(Editor’s note: A shorter version of this story ran online and in the July 27 print edition of the Landmark. This story has been expanded to include comments from Javier Loera Cervantes, a candidate in the race.)

Javier Loera Cervantes

A Chicago public school teacher is mounting an independent challenge in the 1st Senate district challenging a candidate who is engaged to the daughter of incumbent Tony Munoz (D-Chicago). Munoz withdrew from the race after Javier Loera Cervantes filed nominating petitions on the last day that nominating petitions could be filed in what seems to be a time-tested technique to ensure that Cervantes would face no competition in the Democratic primary.

Froylan “Froy” Jimenez, 46, says he is running to give people a choice. Jimenez unsuccessfully challenged Munoz in the Democratic primary two years ago.

“As a teacher that advocates for increased civic participation and tells my kids to have faith in good government, I recognized the need to challenge the establishment and offer an alternative to politically connected candidates,” said Jimenez who teaches civics at Hancock High School on the southwest side of Chicago.

The redrawn 1st District ranges from the Bridgeport neighborhood of Chicago west to Brookfield and includes the portion of Riverside south of the BNSF railroad tracks as well as much of Brookfield.

Froylan Jimenez

Cervantes told the Landmark that he had thought that Munoz, who was first elected to the Senate in 1998, was going to run for another term but Munoz suggested that Cervantes file to run as well just in case he changed his mind. Cervantes said Munoz suggested that he run for state senator.

“He just said ‘look Jav, I know you have the fire in your belly for this, if I decide, last minute, not to this you should just try to be on the ballot,’” Cervantes said.

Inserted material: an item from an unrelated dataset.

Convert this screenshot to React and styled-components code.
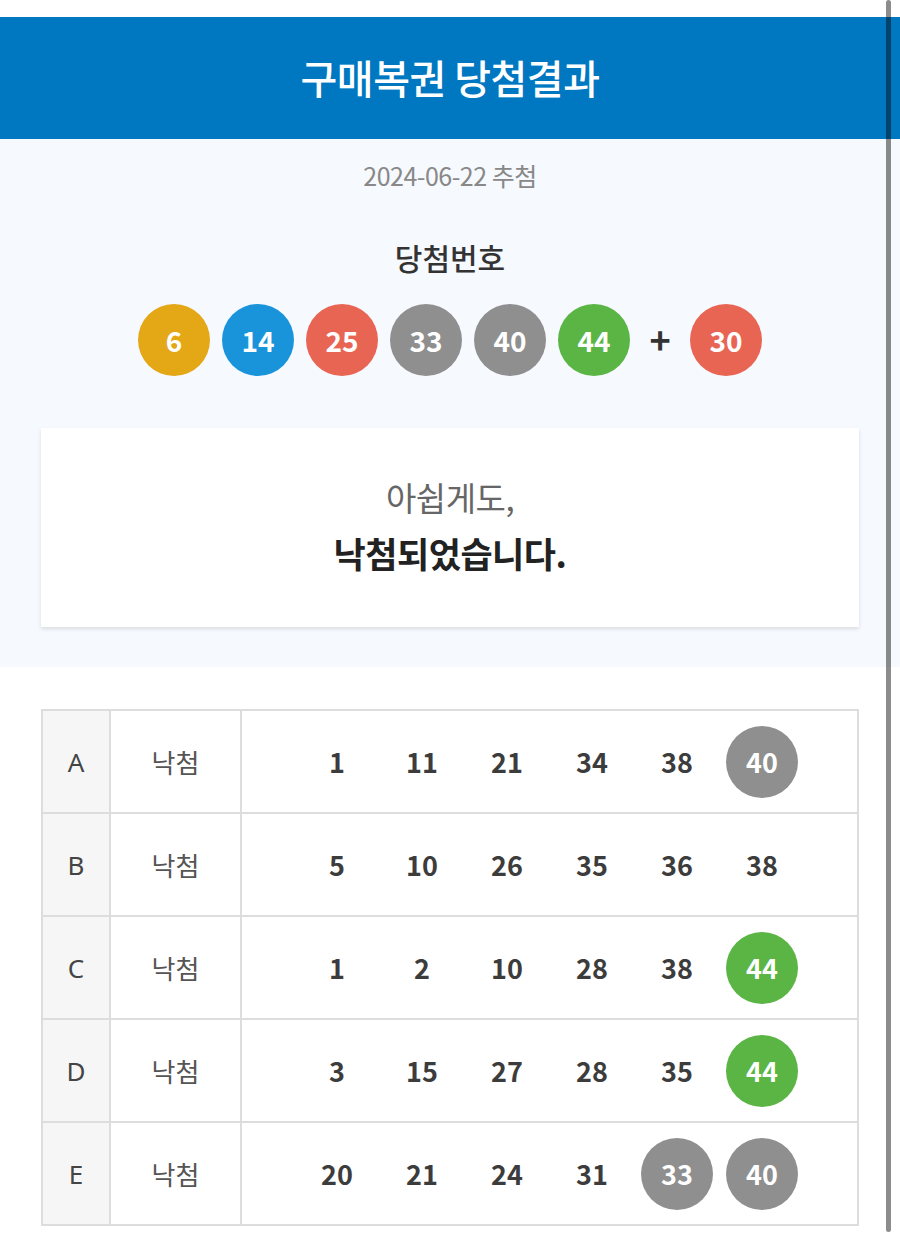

Jimenez recently filed nominating petitions with 4,686 signatures to get on the ballot as an independent but his signatures have been challenged. Three thousand valid signatures are required. Jimenez said the petition challenge was expected.

“The machine doesn’t want people to have a choice,” Jimenez said.

The Chicago Board of Elections is now conducting a detailed examination of the signatures on Jimenez’s petitions to determine how many are valid. The examination should be completed next week.

No Republican candidate has filed in the race.

Jimenez beat off a petition challenge when he challenged Munoz two years ago.

“He did everything to get me off the ballot,” Jimenez said. “The political games incumbent politicians play to get their own chosen candidates to succeed them is a mockery of the political process and an ugly way to circumvent our democracy that ultimately limits the people’s choice.”

Jimenez serves on the Hancock High School Local School Council and was elected to the city wide Local School Council Advisory Board. He is a member of the Members First faction of the Chicago Teachers Union which unsuccessfully challenged the dominant faction of the CTU in union elections this year and lost. Jimenez ran for a union post but was defeated.

Jimenez said he offers new leadership that is not tied to the orthodoxies of the left and right.

“I want to empower the voters of the 1st District with a real choice and a candidate that is not connected with the insider political establishment and more connected with the pulse of frustration and the dire need for new leadership and changes in our state,” Jimenez said. 

Jimenez was born in Mexico and moved to Bensenville as a little boy. He graduated from Fenton High School and earned a Chick Evans scholarship to Marquette University and now lives in Bridgeport.

Cervantes, 40, was born in and still lives in Pilsen. He now lives about half a mile outside the district’s new boundaries but told the Landmark that he will move into the district after the election and is looking forward to being a first time homeowner. After some time as an art student Cervantes worked for 12 years as union representative for SEIU Healthcare working throughout Illinois.

“I represented nursing home workers, childcare providers, and also home care workers all across Illinois,” Cervantes said.

After leaving SEIU in 2018 Cervantes worked for Chicago Alderwoman Stephanie Coleman for about a year.

“I was her community outreach and legislative director,” Cervantes said.

He is also an artist working in Pilsen.

Cervantes, whose mother immigrated from Mexico and was a single parent, says that he wants to be a state senator to continue his work on behalf of working people that he began as a union representative.

“Because of my experience working all throughout the state I understand how to work with everybody and everybody has different needs but making sure that all our families are taken care of,” Cervantes said.